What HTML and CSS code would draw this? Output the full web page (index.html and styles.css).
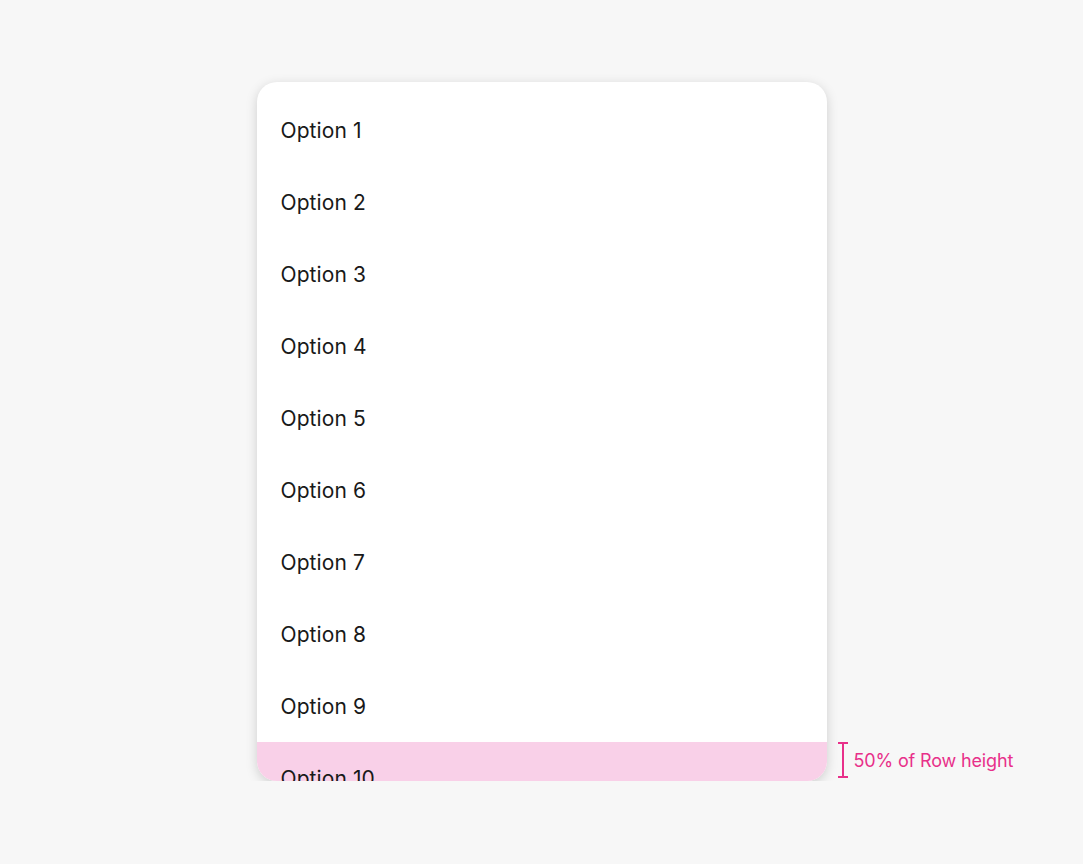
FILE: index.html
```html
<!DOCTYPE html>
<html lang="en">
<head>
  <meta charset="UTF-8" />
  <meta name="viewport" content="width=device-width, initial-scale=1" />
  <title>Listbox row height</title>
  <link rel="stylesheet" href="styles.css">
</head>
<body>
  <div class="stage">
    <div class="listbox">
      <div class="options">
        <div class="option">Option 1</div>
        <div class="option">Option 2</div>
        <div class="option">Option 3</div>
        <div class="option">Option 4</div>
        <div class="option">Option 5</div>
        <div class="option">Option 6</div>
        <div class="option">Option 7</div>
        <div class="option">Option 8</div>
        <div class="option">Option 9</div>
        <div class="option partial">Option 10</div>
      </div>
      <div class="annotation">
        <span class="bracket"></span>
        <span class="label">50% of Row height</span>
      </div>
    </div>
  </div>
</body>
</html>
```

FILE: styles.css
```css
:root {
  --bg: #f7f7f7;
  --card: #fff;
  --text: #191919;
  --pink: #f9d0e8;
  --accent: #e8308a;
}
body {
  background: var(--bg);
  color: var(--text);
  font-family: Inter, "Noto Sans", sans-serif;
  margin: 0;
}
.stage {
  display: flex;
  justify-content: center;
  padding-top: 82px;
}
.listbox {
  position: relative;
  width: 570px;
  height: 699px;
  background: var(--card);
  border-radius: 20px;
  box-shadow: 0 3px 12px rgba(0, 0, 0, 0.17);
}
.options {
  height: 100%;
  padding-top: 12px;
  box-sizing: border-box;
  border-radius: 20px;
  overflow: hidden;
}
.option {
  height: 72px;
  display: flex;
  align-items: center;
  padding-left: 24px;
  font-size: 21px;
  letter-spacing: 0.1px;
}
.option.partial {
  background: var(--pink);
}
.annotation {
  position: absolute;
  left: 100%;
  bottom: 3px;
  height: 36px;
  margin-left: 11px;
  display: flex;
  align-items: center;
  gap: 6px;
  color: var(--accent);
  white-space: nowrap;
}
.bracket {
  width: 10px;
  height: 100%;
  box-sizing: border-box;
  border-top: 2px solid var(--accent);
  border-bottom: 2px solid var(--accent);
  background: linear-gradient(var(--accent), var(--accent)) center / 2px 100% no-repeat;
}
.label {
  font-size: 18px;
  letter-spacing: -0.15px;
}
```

> Exercise brief: Find each line that has the word "index", then copy it out.

> Finished answer:
What HTML and CSS code would draw this? Output the full web page (index.html and styles.css).
FILE: index.html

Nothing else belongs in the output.